You always start with the present moment. You start with where you are rather than trying to get away from where you are.
I suggest, when you travel to work every morning, that you enter the state of presence rather than drifting off into thinking. Be there every moment, whether you’re driving or taking public transportation or walking to work. Absolute presence.
And when you’re at work, do one thing at a time and bring in spacious moments as much as possible. It could only be a few seconds. One spacious breath after you’ve made a phone call. And then when you go to lunch—again, present with every movement.
So you use what otherwise would be a “boring situation” as the background for presence. Ultimately, you’re not looking for some satisfaction in the work but you bring a different state of consciousness to it. In a way, your work situation becomes like an excuse for practicing presence. And you’re lucky if you have a relatively boring job. It gives you a great opportunity for practicing. If you had a very stressful job that kept you in a state of excitement all day long, it would be more difficult. So be thankful if life has given you something relatively boring.

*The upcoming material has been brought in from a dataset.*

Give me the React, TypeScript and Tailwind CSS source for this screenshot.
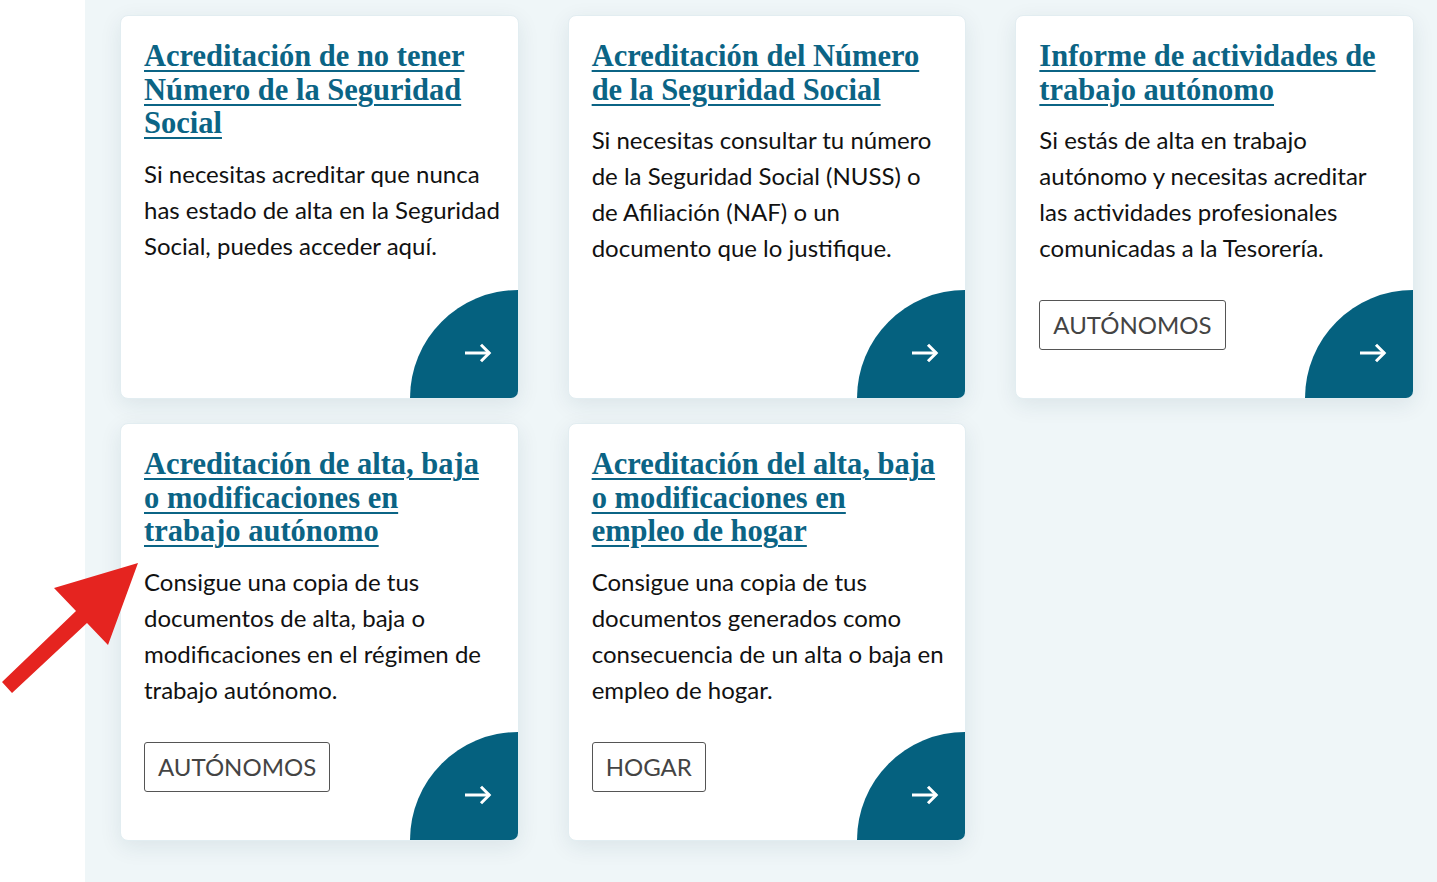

Now as you learn how to use the situation as the background for presence, often the discontent disappears—and that is the mark of true surrender. If there’s discontent, of course, there’s still not complete surrender. For example, you’re still thinking, “I’d rather be somewhere else,” or, “How many more years till retirement?” You’re losing yourself in past and future and you’re carrying the burden in your mind of past and future, missing the opportunity of the present moment because “it’s not interesting enough!”
Practice and you may find that if you come into alignment with the present moment, you feel more alive. Even within routine activities, there is then an added dimension of aliveness that comes in and you perform the activities with a greater sense of aliveness. It is often then that change comes into your life.
When you align internally with the present moment instead of trying to get away from it, power begins to flow through. That’s why I call it The Power of Now. It’s the power of life itself. It begins to flow through you.
At first it flows into your routine activities, and the way in which you relate to your colleagues becomes more present or somewhat different. Some people may notice it. Others may not. And so, gradually the universe or life notices that you are in a different state of consciousness and often it is then that change comes into your life—either through a chance event or a chance encounter or a sudden idea or realization that comes into your head one morning.
Now in what way change comes into your life, we don’t know. It is much more likely to come in, but you no longer depend on external change for your inner state. That’s the main thing. Even if nothing else came into your life, you would continue practice until your last breath and your last breath would be a conscious breath and you would have fulfilled your purpose on this planet in this form, which is to be the vehicle for consciousness to come into this world.
So, you don’t depend on anything. Change is more likely to come, yes, but the presence practice is not a means to an end. You’re not practicing to say, “Okay, I’ll practice but if nothing happens within six weeks, I’ll stop practicing.”
To all of you who are bored at work: Make it into a spiritual practice, a consciousness practice. “Bored at work” also means you’re not particularly challenged at work. In the absence of life challenges, there’s always the danger that you will fall below thought and you might find yourself in a routine that you think is acceptance but you’re really falling below thought. Then you go to work and there’s a decrease in your sense of alertness and aliveness. That’s not surrender or presence.